At the expo, Ed will present on a method he's developed for cleaning and restoring buttons that involves a solution of baking soda and Coca-Cola. While it's a unique and effective means of restoring corroded clasps, Ed's method has proved controversial in button circles.
"The National Button Society does not approve," said Amy.
"They have a fit about that," admitted Ed. "But you know what? It works."
- Caleb Kenna
Besides divulging scandalous button-cleaning practices, members will help evaluate and identify buttons for expo attendees who want to know what kind of historical value those stray buttons kicking around in mason jars or junk drawers might have. The club will not, however, appraise buttons.
"I won't tell you how much something is worth," said Ed. "You can go online for that."
The Larsons are similarly cagey when it comes to the value of their own buttons. Ed said certain rare buttons can fetch upward of $10,000 to $15,000, adding that he doesn't own any that valuable. He did reveal that he's helped more than one curious collector identify buttons valued in the hundreds to thousands of dollars.

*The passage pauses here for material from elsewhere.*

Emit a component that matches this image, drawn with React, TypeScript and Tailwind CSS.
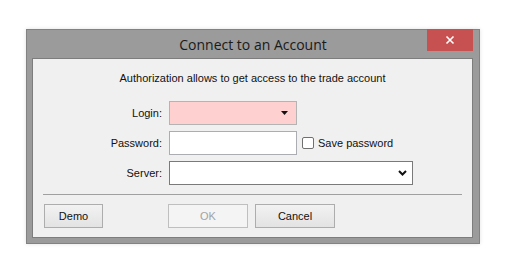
import React from "react";

const btn =
  "h-[24px] border border-[#adadad] bg-gradient-to-b from-[#f2f2f2] to-[#e3e3e3] text-[11px] text-[#111] flex items-center justify-center";

export default function App() {
  return (
    <div
      className="w-[508px] h-[264px] bg-white pt-[29px] pl-[26px]"
      style={{ fontFamily: "'Liberation Sans', Arial, sans-serif" }}
    >
      <div className="relative w-[454px] h-[215px] border border-[#828282] bg-[#9b9b9b] flex flex-col shadow-[0_0_4px_rgba(0,0,0,0.12)]">
        <div className="h-[28px] flex items-center justify-center">
          <span
            className="text-[14px] text-[#1a1a1a] mt-[1px]"
            style={{ fontFamily: "'Open Sans', 'Noto Sans', sans-serif" }}
          >
            Connect to an Account
          </span>
        </div>
        <div className="absolute -top-px right-[6px] w-[46px] h-[22px] bg-[#c75050] flex items-center justify-center">
          <svg width="10" height="10" viewBox="0 0 10 10">
            <path d="M1.5 1.5 L8.5 8.5 M8.5 1.5 L1.5 8.5" stroke="white" strokeWidth="1.6" />
          </svg>
        </div>
        <div className="ml-[5px] mr-[6px] h-[180px] border border-[#7d7d7d] bg-[#f0f0f0] flex flex-col">
          <div className="h-[42px] pt-[12px] flex justify-center text-[11px] leading-[14px] text-[#111]">
            Authorization allows to get access to the trade account
          </div>
          <div className="grid grid-cols-[130px_auto] gap-x-[6px] gap-y-[6px] items-center text-[11px]">
            <div className="text-right text-[#111] pr-[1px]">Login:</div>
            <div className="w-[128px] h-[24px] border border-[#b4b4b4] bg-[#ffd0d0] flex items-center justify-end pr-[8px]">
              <svg width="7" height="4" viewBox="0 0 7 4">
                <path d="M0 0 H7 L3.5 4 Z" fill="#111" />
              </svg>
            </div>
            <div className="text-right text-[#111] pr-[1px]">Password:</div>
            <div className="flex items-center">
              <div className="w-[128px] h-[24px] border border-[#abadb3] bg-white" />
              <div className="ml-[5px] w-[12px] h-[12px] border border-[#707070] rounded-[2px] bg-white" />
              <span className="ml-[4px] text-[#111]">Save password</span>
            </div>
            <div className="text-right text-[#111] pr-[1px]">Server:</div>
            <div className="w-[244px] h-[24px] border border-[#7a7a7a] bg-white flex items-center justify-end pr-[5px]">
              <svg width="9" height="6" viewBox="0 0 9 6">
                <path d="M1 1 L4.5 4.5 L8 1" stroke="#111" strokeWidth="2" fill="none" />
              </svg>
            </div>
          </div>
          <div className="mx-[10px] mt-[9px] h-px bg-[#a0a0a0]" />
          <div className="mt-[9px] flex items-center">
            <div className={`${btn} ml-[11px] w-[59px]`}>Demo</div>
            <div className="ml-[65px] w-[80px] h-[24px] border border-[#bfbfbf] bg-[#f4f4f4] text-[11px] text-[#a3a3a3] flex items-center justify-center">
              OK
            </div>
            <div className={`${btn} ml-[7px] w-[80px]`}>Cancel</div>
          </div>
        </div>
      </div>
    </div>
  );
}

Regardless of market value, in the Larsons' minds, their buttons are priceless.
Ed, whose military button collection includes several worn by Vermont soldiers from as far back as the Revolutionary War, told a story to illustrate that point.
Some years ago, when he was still a police officer, he visited a summer camp at the Vermont Police Academy in Pittsford run by the Vermont Army National Guard. There he met a guardsman who was about to deploy to Iraq. Ed happened to have brought along a uniform button worn by a Vermont cavalryman during the Civil War, which he gave to the guardsman.
"I told him to take it with him and put it on his tunic or his jacket," recalled Ed. "But I told him it came with a caveat: If he took it, it meant he had to come back."